Von Onkel Gerhard bekam ich ein Doodle-Buch. Darin kann man herumkritzeln, wenn der Gesprächspartner am Telefon wieder mal kein Ende findet. Nur: Was soll ich damit? Erstens führe ich keine langweiligen Telefongespräche, sondern beende sie rechtzeitig mit dem Hinweis, dass ich ganz dringend den Apfelkuchen aus dem Ofen holen muss. Zweitens telefoniere ich entweder mit dem Handy oder zumindest schnurlos: Soll ich dabei vielleicht das „Telephone Doodle Book“ immer mit mir rumtragen? Und drittens kritzle ich zwar gerne, halte das aber für einen Akt subversiver Spontaneität und tiefenpsychologischer Abreaktion und nicht für eine Ausmal-Arbeit nach Buchvorlage. Schon aus Jon Hendricks‘ Lyrics zu Horace Silvers „Doodlin‘“ erfährt man: Die besten Doodle-Flächen sind Innenwände von Telefonzellen sowie Tischtücher in besseren Restaurants.
Apropos Gedudel. Vitus, ein begabter Musikstudent, schenkte mir zu Weihnachten eine CD, die er mit zwei Kommilitoninnen eingespielt hat. Natürlich beherrschen die drei ihre Instrumente, das darf man bei Musikstudenten doch voraussetzen. Hätten sie eine schlichte Rokoko-Sonate eingespielt, wäre daraus vielleicht eine nette Hintergrundmusik zur Vernichtung des Weihnachtsbratens geworden. Aber nein: Sie mussten unbedingt über Jazzstandards improvisieren. Entstanden ist ein belangloses und ausdrucksloses Töne-Gedudel und Töne-Gekritzel, wie es jeder hinbringt, der weiß, welche Noten zu welchem Akkord gehören. Man sollte schon einen Grund haben, wenn man improvisiert.
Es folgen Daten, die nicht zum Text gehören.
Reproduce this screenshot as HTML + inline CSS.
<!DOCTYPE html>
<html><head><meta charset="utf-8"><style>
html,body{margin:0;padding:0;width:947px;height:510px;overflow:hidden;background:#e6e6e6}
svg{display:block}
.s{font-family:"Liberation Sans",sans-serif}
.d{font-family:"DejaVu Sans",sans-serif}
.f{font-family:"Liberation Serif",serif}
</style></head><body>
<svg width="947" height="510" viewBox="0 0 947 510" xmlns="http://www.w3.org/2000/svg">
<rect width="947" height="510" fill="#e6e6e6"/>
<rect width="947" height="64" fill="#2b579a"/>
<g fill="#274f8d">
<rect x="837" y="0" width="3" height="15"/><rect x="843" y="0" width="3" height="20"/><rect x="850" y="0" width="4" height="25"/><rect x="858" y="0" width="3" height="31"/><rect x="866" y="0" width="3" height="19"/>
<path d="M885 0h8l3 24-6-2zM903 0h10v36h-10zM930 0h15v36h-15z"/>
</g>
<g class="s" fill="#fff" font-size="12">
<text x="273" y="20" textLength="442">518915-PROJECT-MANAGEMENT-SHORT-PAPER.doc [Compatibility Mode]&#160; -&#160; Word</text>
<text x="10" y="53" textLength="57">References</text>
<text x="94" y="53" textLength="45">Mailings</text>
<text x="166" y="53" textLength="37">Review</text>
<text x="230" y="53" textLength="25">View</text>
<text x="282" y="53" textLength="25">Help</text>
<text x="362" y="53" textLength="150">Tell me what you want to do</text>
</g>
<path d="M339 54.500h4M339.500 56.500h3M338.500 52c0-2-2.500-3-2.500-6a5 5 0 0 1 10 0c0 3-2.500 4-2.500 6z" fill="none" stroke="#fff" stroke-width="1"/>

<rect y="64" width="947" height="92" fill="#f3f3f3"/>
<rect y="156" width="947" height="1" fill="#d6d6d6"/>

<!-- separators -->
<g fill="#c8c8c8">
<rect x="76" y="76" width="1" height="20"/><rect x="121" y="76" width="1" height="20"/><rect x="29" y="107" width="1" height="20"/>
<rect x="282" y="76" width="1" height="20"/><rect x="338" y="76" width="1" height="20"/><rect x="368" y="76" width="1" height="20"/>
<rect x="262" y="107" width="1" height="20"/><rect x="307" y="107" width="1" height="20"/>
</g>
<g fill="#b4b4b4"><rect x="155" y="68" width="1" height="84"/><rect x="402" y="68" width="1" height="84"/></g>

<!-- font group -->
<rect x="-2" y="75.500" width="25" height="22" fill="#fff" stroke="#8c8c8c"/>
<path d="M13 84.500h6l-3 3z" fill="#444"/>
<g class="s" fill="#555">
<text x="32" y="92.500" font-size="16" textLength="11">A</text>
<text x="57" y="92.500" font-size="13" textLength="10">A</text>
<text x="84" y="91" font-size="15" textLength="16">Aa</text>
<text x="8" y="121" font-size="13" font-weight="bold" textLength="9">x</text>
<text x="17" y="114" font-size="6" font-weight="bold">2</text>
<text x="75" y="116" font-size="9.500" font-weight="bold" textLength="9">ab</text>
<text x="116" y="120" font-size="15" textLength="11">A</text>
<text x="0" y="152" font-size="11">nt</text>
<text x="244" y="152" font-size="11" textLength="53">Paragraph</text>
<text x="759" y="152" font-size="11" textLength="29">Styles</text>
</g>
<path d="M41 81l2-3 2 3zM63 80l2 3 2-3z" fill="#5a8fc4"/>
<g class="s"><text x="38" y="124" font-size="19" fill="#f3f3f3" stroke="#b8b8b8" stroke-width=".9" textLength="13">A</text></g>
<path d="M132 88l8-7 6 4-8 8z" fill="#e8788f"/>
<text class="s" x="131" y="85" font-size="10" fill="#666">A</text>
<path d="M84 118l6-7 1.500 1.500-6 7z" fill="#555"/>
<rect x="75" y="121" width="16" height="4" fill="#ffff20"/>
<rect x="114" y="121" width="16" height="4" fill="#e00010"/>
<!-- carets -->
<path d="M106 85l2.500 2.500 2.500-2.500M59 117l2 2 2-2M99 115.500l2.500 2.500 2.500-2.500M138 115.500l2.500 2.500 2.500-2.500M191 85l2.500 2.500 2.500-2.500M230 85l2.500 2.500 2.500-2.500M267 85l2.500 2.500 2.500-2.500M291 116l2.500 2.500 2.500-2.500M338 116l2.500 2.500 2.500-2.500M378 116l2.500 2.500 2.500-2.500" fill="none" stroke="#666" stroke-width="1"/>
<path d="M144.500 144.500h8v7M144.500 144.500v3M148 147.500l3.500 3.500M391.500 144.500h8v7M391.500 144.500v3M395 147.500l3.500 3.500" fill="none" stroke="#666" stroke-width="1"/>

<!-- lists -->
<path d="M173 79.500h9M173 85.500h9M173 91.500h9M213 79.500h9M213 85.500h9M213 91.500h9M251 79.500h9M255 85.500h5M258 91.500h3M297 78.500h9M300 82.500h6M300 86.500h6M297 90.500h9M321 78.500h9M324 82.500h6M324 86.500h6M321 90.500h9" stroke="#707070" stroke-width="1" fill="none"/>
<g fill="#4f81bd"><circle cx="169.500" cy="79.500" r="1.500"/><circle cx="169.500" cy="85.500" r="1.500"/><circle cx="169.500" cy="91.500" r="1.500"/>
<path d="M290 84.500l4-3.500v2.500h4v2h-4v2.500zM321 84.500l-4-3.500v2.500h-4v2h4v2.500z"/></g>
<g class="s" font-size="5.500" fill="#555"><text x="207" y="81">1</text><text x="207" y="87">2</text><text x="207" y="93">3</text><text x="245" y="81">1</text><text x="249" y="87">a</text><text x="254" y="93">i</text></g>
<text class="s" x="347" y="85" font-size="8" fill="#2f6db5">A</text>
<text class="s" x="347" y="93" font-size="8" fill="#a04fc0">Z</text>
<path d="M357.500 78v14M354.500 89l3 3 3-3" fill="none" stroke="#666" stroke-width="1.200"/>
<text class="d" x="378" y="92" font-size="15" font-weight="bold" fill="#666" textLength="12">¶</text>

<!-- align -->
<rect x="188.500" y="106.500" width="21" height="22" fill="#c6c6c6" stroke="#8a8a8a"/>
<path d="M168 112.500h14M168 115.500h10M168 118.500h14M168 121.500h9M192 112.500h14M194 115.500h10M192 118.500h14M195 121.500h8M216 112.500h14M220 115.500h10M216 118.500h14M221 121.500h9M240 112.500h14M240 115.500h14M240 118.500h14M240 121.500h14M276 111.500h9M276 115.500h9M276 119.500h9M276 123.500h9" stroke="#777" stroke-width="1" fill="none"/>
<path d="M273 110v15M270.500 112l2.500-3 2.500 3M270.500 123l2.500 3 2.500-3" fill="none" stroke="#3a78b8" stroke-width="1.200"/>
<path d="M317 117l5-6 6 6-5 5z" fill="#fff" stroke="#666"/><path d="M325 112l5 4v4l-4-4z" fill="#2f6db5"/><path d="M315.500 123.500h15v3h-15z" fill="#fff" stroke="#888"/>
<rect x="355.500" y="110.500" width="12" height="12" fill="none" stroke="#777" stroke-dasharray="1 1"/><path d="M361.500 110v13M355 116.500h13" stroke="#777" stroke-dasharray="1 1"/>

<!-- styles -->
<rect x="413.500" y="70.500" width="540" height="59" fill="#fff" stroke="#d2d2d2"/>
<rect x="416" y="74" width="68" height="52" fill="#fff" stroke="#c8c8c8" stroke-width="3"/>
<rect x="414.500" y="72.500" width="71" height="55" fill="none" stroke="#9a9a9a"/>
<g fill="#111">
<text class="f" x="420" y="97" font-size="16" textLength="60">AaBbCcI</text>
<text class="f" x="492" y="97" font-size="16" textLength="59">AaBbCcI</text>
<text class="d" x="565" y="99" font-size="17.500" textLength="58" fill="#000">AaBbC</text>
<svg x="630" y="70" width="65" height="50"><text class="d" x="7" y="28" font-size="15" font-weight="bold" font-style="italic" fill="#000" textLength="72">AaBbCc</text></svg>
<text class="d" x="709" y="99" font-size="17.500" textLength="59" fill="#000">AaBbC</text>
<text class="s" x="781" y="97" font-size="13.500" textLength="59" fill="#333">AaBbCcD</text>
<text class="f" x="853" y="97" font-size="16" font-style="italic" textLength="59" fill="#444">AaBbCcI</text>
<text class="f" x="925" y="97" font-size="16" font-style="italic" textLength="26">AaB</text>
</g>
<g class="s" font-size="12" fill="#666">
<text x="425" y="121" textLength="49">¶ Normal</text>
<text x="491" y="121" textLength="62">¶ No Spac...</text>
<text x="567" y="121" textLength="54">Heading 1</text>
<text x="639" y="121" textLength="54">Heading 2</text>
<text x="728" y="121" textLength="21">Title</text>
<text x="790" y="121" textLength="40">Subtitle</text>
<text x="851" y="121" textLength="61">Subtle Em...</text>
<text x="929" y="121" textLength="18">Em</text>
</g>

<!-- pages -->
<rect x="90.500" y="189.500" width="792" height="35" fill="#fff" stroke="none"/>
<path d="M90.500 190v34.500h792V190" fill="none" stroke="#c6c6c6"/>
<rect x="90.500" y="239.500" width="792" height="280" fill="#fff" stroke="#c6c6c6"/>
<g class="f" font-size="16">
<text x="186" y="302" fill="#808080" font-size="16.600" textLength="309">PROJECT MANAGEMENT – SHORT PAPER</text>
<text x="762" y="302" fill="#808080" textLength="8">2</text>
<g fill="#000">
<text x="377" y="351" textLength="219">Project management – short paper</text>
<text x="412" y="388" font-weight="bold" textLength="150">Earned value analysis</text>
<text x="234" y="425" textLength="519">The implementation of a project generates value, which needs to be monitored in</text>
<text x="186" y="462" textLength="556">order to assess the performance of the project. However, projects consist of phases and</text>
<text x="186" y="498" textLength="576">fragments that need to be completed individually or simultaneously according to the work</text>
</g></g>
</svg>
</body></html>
Mein Lieblingsneffe überraschte mich zu Weihnachten mit einem großformatigen Jazz-Wandkalender für 2011. Darüber habe ich mich riesig gefreut. Denn erstens brauche ich immer Wandkalender, damit ich die Termine für meine Blog-thing-Beiträge langfristig im Auge habe, und zweitens mag ich – ganz grundsätzlich und unbefristet – Abbildungen von Jazzmusikern. Die im Kalender reproduzierten Jazz-Gemälde sind zwar keine Meilensteine der Kunstgeschichte, haben aber immerhin keine sachlichen Fehler. Die Saxofonisten halten die linke Hand über der rechten Hand. Auf dem Klavier kommen auf sieben weiße Tasten fünf schwarze Tasten. Das ist doch schon mal was.
Die Bilder (der Maler heißt Keith Mallett) sind aber auch künstlerisch nicht ganz ohne. Ich als ausgewiesener Kunstexperte prüfe das, indem ich die Augen zusammenkneife und mit den Lidern blinzle, bis ich die abgebildeten Personen und Gegenstände nicht mehr erkennen kann. Wenn mir dann das Bild (so als abstraktes) immer noch gefällt – die Formen, Farben, Kontraste –, dann ist es gute Kunst, basta.
Viele meinen ja, Free Jazz sei wie abstrakte Malerei. Würde man also bei einem herkömmlichen Jazzstück die Ohren zusammenkneifen und mit den Ohrenlidern blinzeln, bis Chorusformen und Akkordfolgen nicht mehr wahrnehmbar sind, und würde die Musik dann (so als rein abstrakter Free Jazz) immer noch gut klingen – die Läufe, Strukturen, Klänge, Räume, Dynamik –, dann wäre es wohl auch guter Jazz. Das sollten Musikstudenten auf jeden Fall früh lernen, um ihr Urteilsvermögen zu schulen. Geschenke wie Vitus‘ Dudel-CD blieben einem dann vielleicht erspart. Na ja, ich werde sie schon wieder loswerden. Spätestens bei der großen Weihnachtspäckchen-Wechseltransaktion 2011.